P100@1 is too low in retrieval model

facebookresearch / EmpatheticDialogues

Dialogue model that produces empathetic responses when trained on the EmpatheticDialogues dataset.

Other

444 stars 63 forks source link

P100@1 is too low in retrieval model #13

Closed Sjzwind closed 4 years ago

Sjzwind commented 5 years ago

Hi, I construct my dataset for train, valid and test split for multi-turn response selection task: for a session: a, b, c, d, e, f get dataset using this way(for reactonly, randomly sample 99 negative responses for one positive sample): a, b a, b, c, d a, b, c, d, e, f I conduct experiment using interaction-based bert model (easy to conduct). Concretely, I concatenate context and response, and find this task is too easy as P100@1, MAP is 0.9~. There is a huge difference between 0.9~ and your result 0.5~. I think there shouldn't be such a large difference between biencoder-type and concatenate-type results. But I cann't explain it.
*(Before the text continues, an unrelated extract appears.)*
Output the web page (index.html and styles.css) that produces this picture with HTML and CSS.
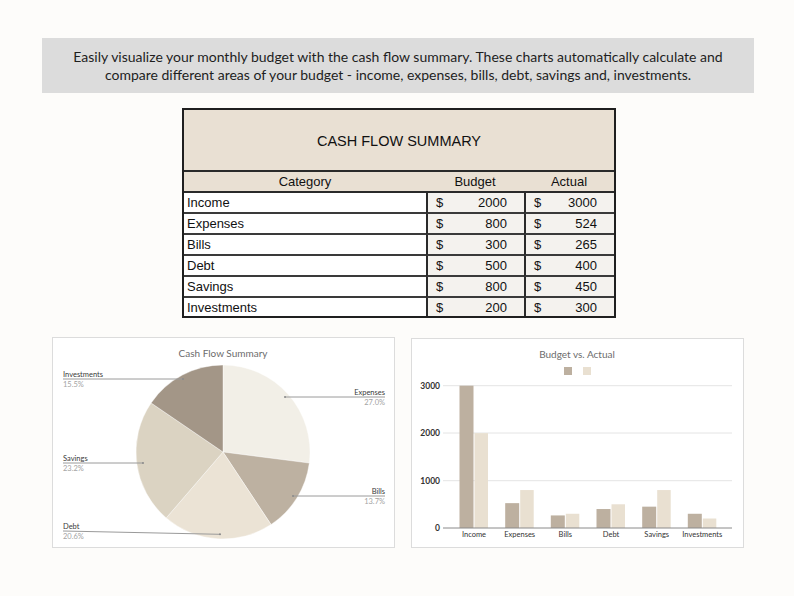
FILE: index.html
```html
<!DOCTYPE html>
<html lang="en">
<head>
<meta charset="utf-8">
<title>Cash Flow Summary</title>
<link rel="stylesheet" href="styles.css">
</head>
<body>
<div class="page">
  <div class="banner">
    <p>Easily visualize your monthly budget with the cash flow summary. These charts automatically calculate and compare different areas of your budget - income, expenses, bills, debt, savings and, investments.</p>
  </div>

  <div class="summary">
    <div class="summary-title">CASH FLOW SUMMARY</div>
    <div class="grid">
      <div class="hcell">Category</div>
      <div class="hcell">Budget</div>
      <div class="hcell">Actual</div>

      <div class="cat">Income</div>
      <div class="money"><span>$</span><span>2000</span></div>
      <div class="money"><span>$</span><span>3000</span></div>

      <div class="cat">Expenses</div>
      <div class="money"><span>$</span><span>800</span></div>
      <div class="money"><span>$</span><span>524</span></div>

      <div class="cat">Bills</div>
      <div class="money"><span>$</span><span>300</span></div>
      <div class="money"><span>$</span><span>265</span></div>

      <div class="cat">Debt</div>
      <div class="money"><span>$</span><span>500</span></div>
      <div class="money"><span>$</span><span>400</span></div>

      <div class="cat">Savings</div>
      <div class="money"><span>$</span><span>800</span></div>
      <div class="money"><span>$</span><span>450</span></div>

      <div class="cat last">Investments</div>
      <div class="money last"><span>$</span><span>200</span></div>
      <div class="money last"><span>$</span><span>300</span></div>
    </div>
  </div>

  <div class="charts">
    <div class="card pie-card">
      <svg class="chart-svg" width="341" height="209" viewBox="1 1 341 209">
        <text class="chart-title" x="171" y="19.5" text-anchor="middle">Cash Flow Summary</text>
        <g class="slices">
          <path fill="#f2efe7" d="M171,115 L171,28 A87,87 0 0 1 257.30,126.06 Z"/>
          <path fill="#bdb1a1" d="M171,115 L257.30,126.06 A87,87 0 0 1 219.03,187.54 Z"/>
          <path fill="#ebe3d5" d="M171,115 L219.03,187.54 A87,87 0 0 1 114.22,180.91 Z"/>
          <path fill="#dbd3c2" d="M171,115 L114.22,180.91 A87,87 0 0 1 99.13,65.98 Z"/>
          <path fill="#a39687" d="M171,115 L99.13,65.98 A87,87 0 0 1 171,28 Z"/>
        </g>
        <g class="leaders">
          <line x1="11" y1="42" x2="131" y2="42"/>
          <line x1="233" y1="60" x2="333" y2="60"/>
          <line x1="11" y1="126" x2="91" y2="126"/>
          <line x1="241" y1="159" x2="333" y2="159"/>
          <line x1="11" y1="194" x2="168" y2="197.3"/>
        </g>
        <g class="dots">
          <circle cx="131" cy="42" r="1"/>
          <circle cx="233" cy="60" r="1"/>
          <circle cx="91" cy="126" r="1"/>
          <circle cx="241" cy="159" r="1"/>
          <circle cx="168" cy="197.3" r="1"/>
        </g>
        <text class="lbl" x="11" y="40">Investments</text>
        <text class="pct" x="11" y="49.5">15.5%</text>
        <text class="lbl" x="333" y="58" text-anchor="end">Expenses</text>
        <text class="pct" x="333" y="67.5" text-anchor="end">27.0%</text>
        <text class="lbl" x="11" y="124">Savings</text>
        <text class="pct" x="11" y="133.5">23.2%</text>
        <text class="lbl" x="333" y="157" text-anchor="end">Bills</text>
        <text class="pct" x="333" y="166.5" text-anchor="end">13.7%</text>
        <text class="lbl" x="11" y="192">Debt</text>
        <text class="pct" x="11" y="201.5">20.6%</text>
      </svg>
    </div>

    <div class="card bar-card">
      <svg class="chart-svg" width="331" height="208" viewBox="1 1 331 208">
        <text class="chart-title" x="166" y="19.5" text-anchor="middle">Budget vs. Actual</text>
        <rect x="153" y="29" width="8" height="8" fill="#bdb0a0"/>
        <rect x="172" y="29" width="8" height="8" fill="#e9e0d1"/>
        <g class="grid-lines">
          <line x1="32" y1="47.7" x2="321" y2="47.7"/>
          <line x1="32" y1="95" x2="321" y2="95"/>
          <line x1="32" y1="142.7" x2="321" y2="142.7"/>
        </g>
        <g class="ylab">
          <text x="29" y="50.5" text-anchor="end">3000</text>
          <text x="29" y="97.8" text-anchor="end">2000</text>
          <text x="29" y="145.5" text-anchor="end">1000</text>
          <text x="29" y="192.8" text-anchor="end">0</text>
        </g>
        <g fill="#bdb0a0">
          <rect x="48.5" y="47.7" width="14" height="142.3"/>
          <rect x="94.2" y="165.15" width="14" height="24.85"/>
          <rect x="139.8" y="177.43" width="14" height="12.57"/>
          <rect x="185.5" y="171.03" width="14" height="18.97"/>
          <rect x="231.2" y="168.66" width="14" height="21.34"/>
          <rect x="276.8" y="175.77" width="14" height="14.23"/>
        </g>
        <g fill="#e9e0d1">
          <rect x="63.5" y="95.13" width="13.5" height="94.87"/>
          <rect x="109.2" y="152.05" width="13.5" height="37.95"/>
          <rect x="154.8" y="175.77" width="13.5" height="14.23"/>
          <rect x="200.5" y="166.28" width="13.5" height="23.72"/>
          <rect x="246.2" y="152.05" width="13.5" height="37.95"/>
          <rect x="291.8" y="180.51" width="13.5" height="9.49"/>
        </g>
        <line class="axis" x1="32" y1="190" x2="321" y2="190"/>
        <g class="xlab">
          <text x="63" y="198.5" text-anchor="middle">Income</text>
          <text x="108.7" y="198.5" text-anchor="middle">Expenses</text>
          <text x="154.3" y="198.5" text-anchor="middle">Bills</text>
          <text x="200" y="198.5" text-anchor="middle">Debt</text>
          <text x="245.7" y="198.5" text-anchor="middle">Savings</text>
          <text x="291.3" y="198.5" text-anchor="middle">Investments</text>
        </g>
      </svg>
    </div>
  </div>
</div>
</body>
</html>
```

FILE: styles.css
```css
html, body {
  margin: 0;
  padding: 0;
  background: #fdfcfa;
}

.page {
  width: 794px;
  height: 596px;
  display: flex;
  flex-direction: column;
  font-family: "Liberation Sans", Arial, sans-serif;
  color: #111;
}

.banner {
  margin: 38px 40px 0 42px;
  height: 55px;
  background: #dcdcdc;
  display: flex;
  align-items: center;
  justify-content: center;
}

.banner p {
  margin: 0;
  width: 680px;
  text-align: center;
  font-family: Lato, "Open Sans", sans-serif;
  font-size: 14px;
  line-height: 18px;
  color: #1e1e1e;
}

.summary {
  margin: 15px 0 0 182px;
  width: 430px;
  border: 2px solid #1f1f1f;
  background: #e9e0d3;
}

.summary-title {
  height: 59px;
  padding-top: 1px;
  border-bottom: 2px solid #2a2a2a;
  display: flex;
  align-items: center;
  justify-content: center;
  font-size: 14.5px;
  color: #111;
}

.grid {
  display: grid;
  grid-template-columns: 242px 98px 90px;
  grid-template-rows: repeat(6, 21px) 18px;
  font-size: 13px;
}

.hcell {
  display: flex;
  align-items: center;
  justify-content: center;
  border-bottom: 2px solid #2a2a2a;
}

.cat {
  background: #ffffff;
  padding-left: 3px;
  display: flex;
  align-items: center;
  border-bottom: 2px solid #3a3a3a;
}

.money {
  background: #f4f2ee;
  border-left: 2px solid #2a2a2a;
  border-bottom: 2px solid #3a3a3a;
  display: flex;
  align-items: center;
  justify-content: space-between;
  padding: 0 17px 0 8px;
}

.grid .last {
  border-bottom: none;
}

.charts {
  display: flex;
  gap: 16px;
  margin: 19px 0 0 52px;
}

.card {
  background: #ffffff;
  border: 1px solid #dcdcdc;
  display: flex;
}

.pie-card {
  width: 341px;
  height: 209px;
}

.bar-card {
  width: 331px;
  height: 208px;
  margin-top: 1px;
}

.chart-svg {
  display: block;
  font-family: Lato, "Open Sans", sans-serif;
}

.chart-title {
  font-size: 10px;
  fill: #6c6c6c;
}

.slices path {
  stroke: #ffffff;
  stroke-width: 0.4;
}

.leaders line {
  stroke: #9a9a9a;
  stroke-width: 1;
}

.dots circle {
  fill: #8a8a8a;
}

.lbl {
  font-size: 7.5px;
  fill: #3a3a3a;
}

.pct {
  font-size: 7.5px;
  fill: #a3a3a3;
}

.grid-lines line {
  stroke: #e4e4e4;
  stroke-width: 1;
}

.axis {
  stroke: #8a8a8a;
  stroke-width: 1;
}

.ylab text {
  font-size: 8.5px;
  font-weight: 700;
  fill: #333333;
}

.xlab text {
  font-size: 7.5px;
  fill: #333333;
}
```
Could you analysis the reason? Thanks.

EricMichaelSmith commented 5 years ago

How are you computing your P100@1, MAP to get ~90%? Our P@1,100 is the probability of the most highly ranked retrieval candidate (out of 100 candidates) being the correct one. Yeah, I'm sure that concatenating context and response and training on that would likely increase your P@1,100 by a few percentage points, but a 40% jump seems quite high to me.

Sjzwind commented 5 years ago

In addition to the difference between biencoder-type and concatenate-type, I think the another difference is that I treat this task as a two-classification problem instead of batchsize-classification, So I make more training data, I cann't explain the result apart from it, it's so strange...

Sjzwind commented 5 years ago

I compute P100@1 same as yours. But I compute the probability that one candidate(out of 100 candidates) is positive, so I compute 100 times and sort the probabilities descendingly, select the most highly ranked candidate which is positive.

EricMichaelSmith commented 5 years ago

Hmm - can you explain how you are setting up the two-classification problem? Yeah, maybe that's affecting the results...

Sjzwind commented 5 years ago

for true examples: a, b a, b, c, d a, b, c, d, e, f I treat them as positive examples, and I construct nine negative examples for every positive one, negative responses are from all responses in the dataset, so I get the training data:

context response label a b 1
a neg1 0 a neg2 0 ... ... 0 a neg9 0

So the label is 1 or 0, I get a two-classification task.

EricMichaelSmith commented 5 years ago

Hmm, interesting - my intuition would be that sampling 9 negative candidates wouldn't do as well as sampling more, but maybe that's not true in this case. Do you batch examples into groups of 10 and have the 9 negative examples for each positive example be the 9 other examples in the batch? If you do that and you don't shuffle when training, I suppose it's possible that that might allow the model to better distinguish among different utterances within a single dialogue, which might actually improve the performance. That's just a random hunch, though.

Sjzwind commented 5 years ago

Sorry for the late reply. I just treat it a two-classification task and I set the batch size 64, shuffle is used as I use RandomSampler in PyTorch. Maybe I need more experiments as I found that utilizing this kind of method got bad results in PersonaChat corpus, which confused me.

EricMichaelSmith commented 5 years ago

Interesting - yeah, I don't have an answer for this offhand. I think your idea of trying this kind of method on PersonaChat is a good one, because the domain is not so different and so I'd expect that you'd see similar effects if the model is working properly.